Constructivism
Russia, ca. 1918
Vladimir Tatlin and some of his colleagues, such as Lev Bruni, Ivan Kliun, and Ivan Puni, influenced by Pablo Picasso’s Cubist sculptures, began to make abstract, nonutilitarian constructions in Russia in the years just before the 1917 revolution. This aesthetic, allied with a geometric vocabulary based on Kazimir Malevich’s Suprematism [more], developed into a rational, materialist, utilitarian approach to socially committed art, led by Tatlin and Aleksandr Rodchenko.
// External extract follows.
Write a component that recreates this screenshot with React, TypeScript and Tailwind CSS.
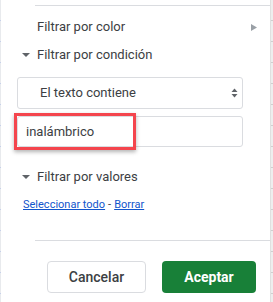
import React from "react";

export default function App() {
  return (
    <div
      className="w-[273px] h-[302px] flex bg-white overflow-hidden"
      style={{ fontFamily: "Roboto, 'Liberation Sans', sans-serif" }}
    >
      <div className="w-px h-full bg-[repeating-linear-gradient(to_bottom,#e8eaed_0px,#e8eaed_20px,#c6d0ea_20px,#c6d0ea_21px)]" />
      <div className="w-[269px] h-full flex flex-col text-[#3c4043]">
        <div className="mt-[5px] h-px ml-[34px] bg-[#dadce0]" />
        <div className="mt-[11px] h-[20px] flex items-center">
          <span className="ml-[36px] text-[13px]">Filtrar por color</span>
          <svg className="ml-auto mr-[13px]" width="6" height="7" viewBox="0 0 6 7">
            <path d="M0 0 L6 3.5 L0 7 Z" fill="#9aa0a6" />
          </svg>
        </div>
        <div className="mt-[8px] h-[20px] flex items-center">
          <svg className="ml-[21px]" width="8" height="4" viewBox="0 0 8 4">
            <path d="M0 0 L8 0 L4 4 Z" fill="#5f6368" />
          </svg>
          <span className="ml-[7px] text-[13px]">Filtrar por condición</span>
        </div>
        <div className="mt-[12px] ml-[16px] w-[226px] h-[32px] border border-[#dadce0] rounded-[3px] flex items-center">
          <span className="ml-[22px] text-[13px]">El texto contiene</span>
          <svg className="ml-auto mr-[4px]" width="7" height="10" viewBox="0 0 7 10">
            <path d="M0.5 4 L3.5 0.5 L6.5 4 Z" fill="#5f6368" />
            <path d="M0.5 6 L3.5 9.5 L6.5 6 Z" fill="#5f6368" />
          </svg>
        </div>
        <div className="relative mt-[7px] ml-[16px] w-[226px] h-[31px] border border-[#dadce0] rounded-[3px] flex items-center">
          <span className="ml-[8px] text-[13px]">inalámbrico</span>
          <div className="absolute left-[-4px] top-[-4px] w-[122px] h-[37px] border-[3px] border-[#f4454d] shadow-[0_2px_4px_rgba(0,0,0,0.3)]" />
        </div>
        <div className="mt-[20px] h-[20px] flex items-center">
          <svg className="ml-[21px]" width="8" height="4" viewBox="0 0 8 4">
            <path d="M0 0 L8 0 L4 4 Z" fill="#5f6368" />
          </svg>
          <span className="ml-[7px] text-[13px]">Filtrar por valores</span>
        </div>
        <div className="mt-[11px] ml-[22px] h-[14px] flex items-center text-[11px] text-[#1155cc]">
          <span className="underline">Seleccionar todo</span>
          <span className="text-[#3c4043] mx-[3px]">-</span>
          <span className="underline">Borrar</span>
        </div>
        <div className="mt-[28px] h-px ml-[34px] bg-[#dadce0]" />
        <div className="mt-[20px] flex h-[32px]">
          <button className="ml-[46px] w-[99px] h-[32px] border border-[#dadce0] rounded-[4px] bg-white text-[14px] text-[#3c4043] font-medium">
            Cancelar
          </button>
          <button className="ml-[16px] w-[94px] h-[32px] rounded-[4px] bg-[#188038] text-white text-[14px] font-bold">
            Aceptar
          </button>
        </div>
      </div>
      <div className="w-px h-full bg-[#e0e0e0]" />
      <div className="w-[2px] h-full bg-[repeating-linear-gradient(to_bottom,#eeeeee_0px,#eeeeee_20px,#cfcfcf_20px,#cfcfcf_21px)]" />
    </div>
  );
}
After the revolution many Constructivist artists were placed in important pedagogical and administrative positions, where they advocated a culture based on new principles in art, design, typography, and architecture. In attempting to link art with industry, technology, and the ideals of a classless society through the production of socially useful objects, they developed the notion of the artist-as-engineer. The First Constructivist Art Exhibition was held in Moscow in 1921. Artists affiliated with this group included Aleksei Gan, Konstantin Medunetsky, Georgy and Vladimir Stenberg, and Varvara Stepanova, among others. The Constructivists also included another group—led by Vasily Kandinsky together with Naum Gabo and his brother Antoine Pevsner—who shared Malevich’s commitment to art as a primarily spiritual activity. Other important Constructivist artists were Aleksandra Ekster and Olga Rozanova and, in Germany, László Moholy-Nagy.